Not seeing any Bee story run over the next couple weeks, I followed up with the reporter to see if it had been spiked. The reporter assured me it hadn’t been, but now nearly two months since my original reporting, it appears the Bee has decided to either sit on prized documentation that either raises further questions about Bera’s longtime claims or could provide a wonderful window into how truly excellent constituent service is performed by Bera’s office. But either way this would require more journalistic probing than common today.


More Bee Alligator Arms


What the Bee does report on is also interesting to study. Late last year, I coined the phrase “alligator-arming the news” to describe the Bee’s penchant for incomplete probing and reporting a wide range of local political news. Such happened yet again recently when the Bee reported on an attempted recall effort against a Sacramento City Council member that was soon debunked, but caused great confusion in the process.


As background, the Bee had previously treated unfairly that Council member – first-term Progressive Katie Valenzuela – during her 2020 campaign when she successfully ousted the establishment incumbent endorsed by the Bee. This included the Bee needing to correct clearly false information about her from their official endorsement of the incumbent.
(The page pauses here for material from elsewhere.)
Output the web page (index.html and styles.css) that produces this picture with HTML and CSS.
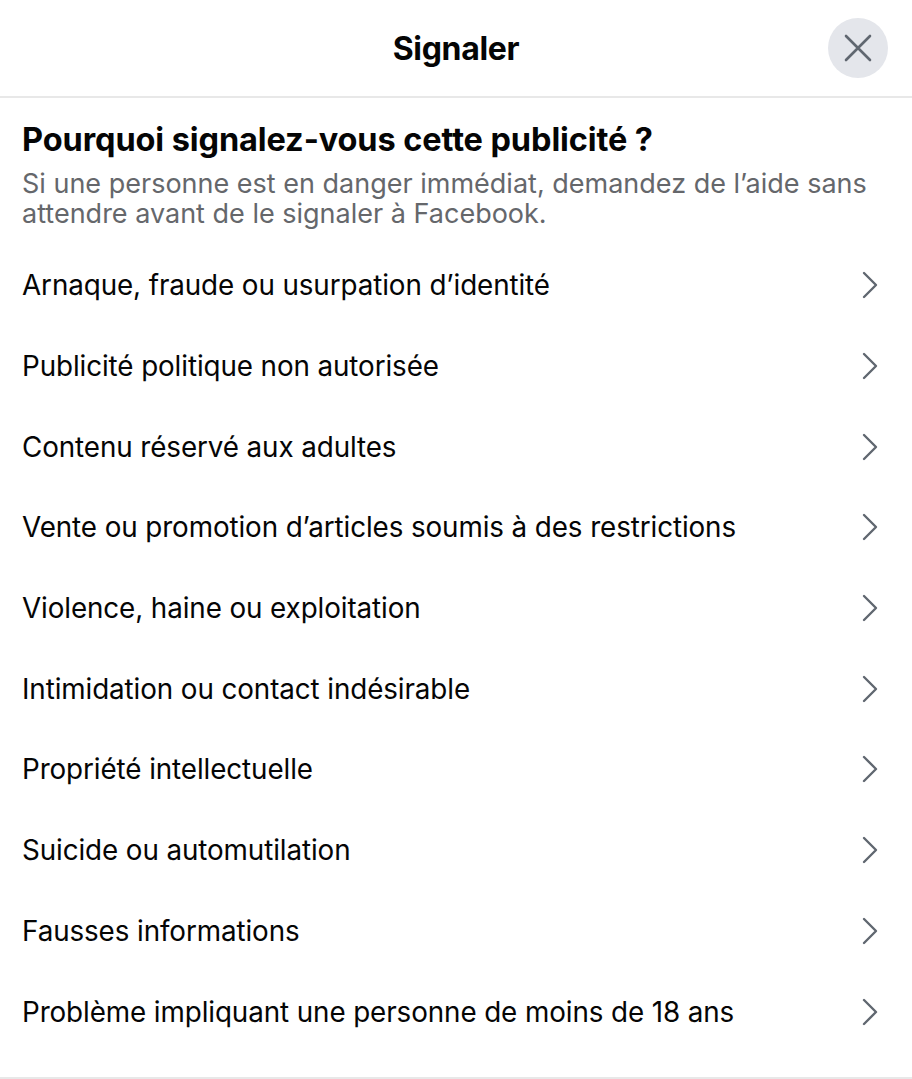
FILE: index.html
```html
<!DOCTYPE html>
<html lang="fr">
<head>
<meta charset="utf-8">
<title>Signaler</title>
<link rel="stylesheet" href="styles.css">
</head>
<body>
<div class="dialog">
  <header class="header">
    <h1 class="title">Signaler</h1>
    <button class="close" aria-label="Fermer">
      <svg width="28" height="28" viewBox="0 0 28 28"><path d="M2 2 L26 26 M26 2 L2 26" stroke="#606770" stroke-width="2.6" stroke-linecap="round" fill="none"/></svg>
    </button>
  </header>
  <section class="intro">
    <h2 class="question">Pourquoi signalez-vous cette publicité ?</h2>
    <p class="hint">Si une personne est en danger immédiat, demandez de l’aide sans attendre avant de le signaler à Facebook.</p>
  </section>
  <ul class="list">
    <li class="item"><span>Arnaque, fraude ou usurpation d’identité</span><svg class="chev" viewBox="0 0 16 28"><path d="M2 2 L14 14 L2 26" /></svg></li>
    <li class="item"><span>Publicité politique non autorisée</span><svg class="chev" viewBox="0 0 16 28"><path d="M2 2 L14 14 L2 26" /></svg></li>
    <li class="item"><span>Contenu réservé aux adultes</span><svg class="chev" viewBox="0 0 16 28"><path d="M2 2 L14 14 L2 26" /></svg></li>
    <li class="item"><span>Vente ou promotion d’articles soumis à des restrictions</span><svg class="chev" viewBox="0 0 16 28"><path d="M2 2 L14 14 L2 26" /></svg></li>
    <li class="item"><span>Violence, haine ou exploitation</span><svg class="chev" viewBox="0 0 16 28"><path d="M2 2 L14 14 L2 26" /></svg></li>
    <li class="item"><span>Intimidation ou contact indésirable</span><svg class="chev" viewBox="0 0 16 28"><path d="M2 2 L14 14 L2 26" /></svg></li>
    <li class="item"><span>Propriété intellectuelle</span><svg class="chev" viewBox="0 0 16 28"><path d="M2 2 L14 14 L2 26" /></svg></li>
    <li class="item"><span>Suicide ou automutilation</span><svg class="chev" viewBox="0 0 16 28"><path d="M2 2 L14 14 L2 26" /></svg></li>
    <li class="item"><span>Fausses informations</span><svg class="chev" viewBox="0 0 16 28"><path d="M2 2 L14 14 L2 26" /></svg></li>
    <li class="item"><span>Problème impliquant une personne de moins de 18 ans</span><svg class="chev" viewBox="0 0 16 28"><path d="M2 2 L14 14 L2 26" /></svg></li>
  </ul>
</div>
</body>
</html>
```
FILE: styles.css
```css
* { box-sizing: border-box; }
html, body { margin: 0; padding: 0; background: #fff; }
body {
  font-family: Inter, "Noto Sans", sans-serif;
  color: #050505;
  width: 912px;
  height: 1079px;
  overflow: hidden;
}
.dialog {
  display: flex;
  flex-direction: column;
  height: 1079px;
  border-bottom: 2px solid #e8e8e8;
}
.header {
  position: relative;
  height: 98px;
  flex: none;
  display: flex;
  align-items: center;
  justify-content: center;
  border-bottom: 2px solid #e8e8e8;
}
.title {
  margin: 0;
  font-size: 32px;
  font-weight: 700;
  letter-spacing: -0.3px;
}
.close {
  position: absolute;
  right: 24px;
  top: 18px;
  width: 60px;
  height: 60px;
  border-radius: 50%;
  border: none;
  background: #e4e6eb;
  display: flex;
  align-items: center;
  justify-content: center;
  padding: 0;
}
.intro {
  padding: 23px 22px 0 22px;
}
.question {
  margin: 0;
  font-size: 32.5px;
  font-weight: 700;
  line-height: 38px;
  letter-spacing: -0.1px;
}
.hint {
  margin: 10px 0 0 0;
  font-size: 27px;
  line-height: 30px;
  color: #65676b;
}
.list {
  list-style: none;
  margin: 16px 0 0 0;
  padding: 0;
}
.item {
  height: 80.7px;
  display: flex;
  align-items: center;
  justify-content: space-between;
  padding: 0 34px 0 22px;
  font-size: 27.8px;
  letter-spacing: -0.1px;
}
.chev {
  width: 16px;
  height: 28px;
  fill: none;
  stroke: #606770;
  stroke-width: 2.4;
  stroke-linecap: round;
  stroke-linejoin: round;
}
```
A separate column by the paper’s current opinion page chief also effectively called Valenzuela a liar with little more than slanted circumstantial proof.


So in could appear an attempted stroke of journalistic schadenfreude, the paper was quick – too quick as it turned out – to publish a March 18 news report and editorial about an apparent recall signature effort against Valenzuela over homeless encampments. The voters involved reside in an affluent neighborhood that will become part of Valenzuela’s district next year, but unknown to the Bee’s reporter and its editorial board, the recall group has no legal standing to recall an official they never elected.


Some other complexities clouded the issue, but the mission of journalism is to dig and research so your work accurately informs and clarifies, not create greater confusion. In this case, the Bee’s due diligence clearly fell short, and it remains surprising no editors on either the news or opinion side saw need to hold the stories to dive deeper. Instead in true alligator-arm fashion, the Bee ran not just one, but two, stories that election experts soon took to Twitter to castigate.


One week later, the Bee belatedly ran a form of a correction. But while admitting it got the whole basis of the recall story wrong, the Bee also seemed to partly blame attorneys with the City of Sacramento for not getting promptly back to the paper. If the attorneys had, the Bee’s reasoning seemed, this could have prevented the Bee from running two pieces that suffered from insufficient reporting and poor editorial oversight.


But let’s close by returning to the theme of this roundup: media apathy. It is interesting how many real political stories the Bee has either incompletely or not covered at all. Then when they assign multiple staffers and editors to a cause célèbre of their own choosing, they still lack the basic journalistic attentiveness to get it right. Given how repeatedly this happens at the Bee, the real culprit is not any city attorney. It may simply a wider culture of professional apathy.